Redundancies, mainly within research and administration, are reducing the number of employees from 75 to 17. This will cut the company’s cost base by approximately two thirds, thus freeing up resources for the development projects, it states.

Bethell leaves his position as CSO

The staff reporting to Medivir’s Chief Executive Officer, Dr Uli Hacksell, now comprise Erik Björk, Chief Financial Officer, Dr Linda Basse, Chief Medical Officer, Dr Christina Herder, Executive Vice President Strategic Business Development, Åsa Holmgren, Executive Vice President Strategic Regulatory Affairs and Market Access, Karin Göhlin, Project Coordinator, Torbjörn Larsson, Director of CMC, and Dr Fredrik Öberg, Director of Biology and Pharmacology. As a result of the transformation process, Dr Richard Bethell will be leaving the position as Chief Scientific Officer.

Earlier, the CEO of the company, Christine Lind, was replaced by Uli Hacksell.

Study update

The company also reported in December that the first patient in their phase ll part of the BPT-201 study of birinapant in combination with Keytruda (pembrolizumab) has been dosed.

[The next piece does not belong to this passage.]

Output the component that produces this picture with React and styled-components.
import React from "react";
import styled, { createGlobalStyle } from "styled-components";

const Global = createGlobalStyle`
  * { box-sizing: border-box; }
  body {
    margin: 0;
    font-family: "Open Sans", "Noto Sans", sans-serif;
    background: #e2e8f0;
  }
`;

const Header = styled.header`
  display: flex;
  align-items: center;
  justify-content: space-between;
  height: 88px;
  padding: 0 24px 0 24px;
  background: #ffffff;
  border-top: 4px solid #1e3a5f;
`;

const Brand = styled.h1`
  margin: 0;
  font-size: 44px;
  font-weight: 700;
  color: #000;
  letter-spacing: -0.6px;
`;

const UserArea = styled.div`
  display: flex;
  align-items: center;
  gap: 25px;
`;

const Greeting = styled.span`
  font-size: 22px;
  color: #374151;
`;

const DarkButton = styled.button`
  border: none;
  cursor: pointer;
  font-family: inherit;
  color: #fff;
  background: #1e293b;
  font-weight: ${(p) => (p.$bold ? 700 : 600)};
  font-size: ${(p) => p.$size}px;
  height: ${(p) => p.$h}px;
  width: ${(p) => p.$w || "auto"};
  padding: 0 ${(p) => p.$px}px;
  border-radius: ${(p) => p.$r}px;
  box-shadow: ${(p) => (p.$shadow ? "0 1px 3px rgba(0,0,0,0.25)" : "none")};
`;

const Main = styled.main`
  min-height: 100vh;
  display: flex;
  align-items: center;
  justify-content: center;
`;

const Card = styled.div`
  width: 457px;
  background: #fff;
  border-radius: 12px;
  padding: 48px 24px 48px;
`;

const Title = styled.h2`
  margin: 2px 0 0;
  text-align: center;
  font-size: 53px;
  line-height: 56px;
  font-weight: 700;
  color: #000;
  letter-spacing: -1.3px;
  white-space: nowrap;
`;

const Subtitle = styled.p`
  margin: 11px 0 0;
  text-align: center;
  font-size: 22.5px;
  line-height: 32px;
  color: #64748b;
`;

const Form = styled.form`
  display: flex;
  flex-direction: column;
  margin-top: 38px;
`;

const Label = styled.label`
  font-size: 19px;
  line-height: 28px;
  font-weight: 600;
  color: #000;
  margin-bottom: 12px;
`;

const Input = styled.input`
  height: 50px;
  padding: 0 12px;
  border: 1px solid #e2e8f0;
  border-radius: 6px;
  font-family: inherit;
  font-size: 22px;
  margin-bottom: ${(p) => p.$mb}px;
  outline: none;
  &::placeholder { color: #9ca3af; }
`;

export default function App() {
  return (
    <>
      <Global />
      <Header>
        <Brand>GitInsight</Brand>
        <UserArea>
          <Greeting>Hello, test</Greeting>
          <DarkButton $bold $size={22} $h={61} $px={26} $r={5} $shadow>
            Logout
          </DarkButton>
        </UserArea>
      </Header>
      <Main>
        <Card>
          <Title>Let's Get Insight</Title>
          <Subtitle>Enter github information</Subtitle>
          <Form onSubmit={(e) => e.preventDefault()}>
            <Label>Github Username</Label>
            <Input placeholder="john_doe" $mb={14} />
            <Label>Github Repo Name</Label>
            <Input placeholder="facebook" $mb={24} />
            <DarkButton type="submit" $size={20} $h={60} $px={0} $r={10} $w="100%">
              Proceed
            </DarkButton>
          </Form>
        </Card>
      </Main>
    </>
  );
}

The BPT-201 study is a multi-center study that is conducted in two parts. In the recently completed phase I dose-escalation part patients with advanced solid tumours who have exhausted available treatment options were recruited. As has been announced previously, the combination of birinapant and Keytruda has shown a positive safety profile. The phase II part will initially recruit patients with advanced microsatellite-stable colorectal cancer without any other available therapeutic options. The primary endpoint is overall response rate (ORR). The patients will be treated with Keytruda and birinapant at the dose of 22 mg/m2until progression or unacceptable toxicity. In the colorectal cohort, up to 28 patients are planned to be recruited with a futility analysis planned after no more than 14 patients.